But even some of Kerry’s own State Department subordinates question
why their boss is trying to move forward, meeting on Thursday with
Russian President Vladimir Putin and on Friday with Foreign Minister
Sergei Lavrov – in Moscow, no less, said one – when U.S.-Russian
relations are slipping backward.
The latest evidence of that came on Wednesday, when Russia refused
to let Jeff Shell, chairman of the U.S. Broadcasting Board of
Governors, which oversees Radio Free Europe and other
government-backed news outlets, enter the country.
A board statement said Shell was denied entry and detained in a
locked room at Moscow's Sheremetevo Airport for several hours on
Tuesday despite having a valid passport and Russian visa.

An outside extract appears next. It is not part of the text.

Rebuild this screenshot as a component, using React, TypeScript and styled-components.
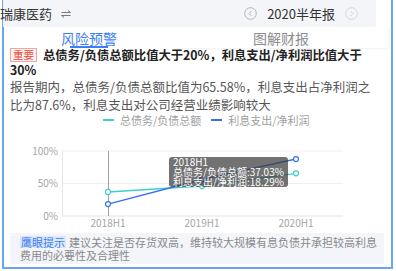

Accompanied by Russian security officials, he later boarded a flight
to Amsterdam and was told he was subject to a "lifetime ban" from
Russia.
The Russian Foreign Ministry said Shell had been on a 'stop list'
for a long time, adding that he was "one of the organizers of lying
anti-Russian propaganda, financed from the American budget, that is
implementing the political decisions taken at the very top of the
U.S."
His treatment is consistent with his name being on a blacklist of
individuals Russia has decided to block, though Moscow has shrugged
off accusations that U.S. officials in Russia were facing increased
harassment.
Last month, Washington expelled two Russian officials in response to
what it described as a Russian policeman's attack on a U.S. diplomat
in Moscow earlier that month.
A spokesman for the U.S. Embassy in Moscow did not have immediate
comment.
"I think quite frankly (Kerry's) visit is a microcosm of the
confusion about U.S. policy towards Russia," said Heather Conley,
director of the Europe Program at the Center for Strategic and
International Studies think tank in Washington.
"It's a lot of political capital to send the secretary of state if
you don't have a clear objective of what you want to accomplish,"
she told Reuters.
(Additional reporting by Lesley Wroughton and Jonathan Landay in
Washington and Andrew Osborn and Jason Bush in Moscow; Editing by
Jonathan Oatis and Michael Perry)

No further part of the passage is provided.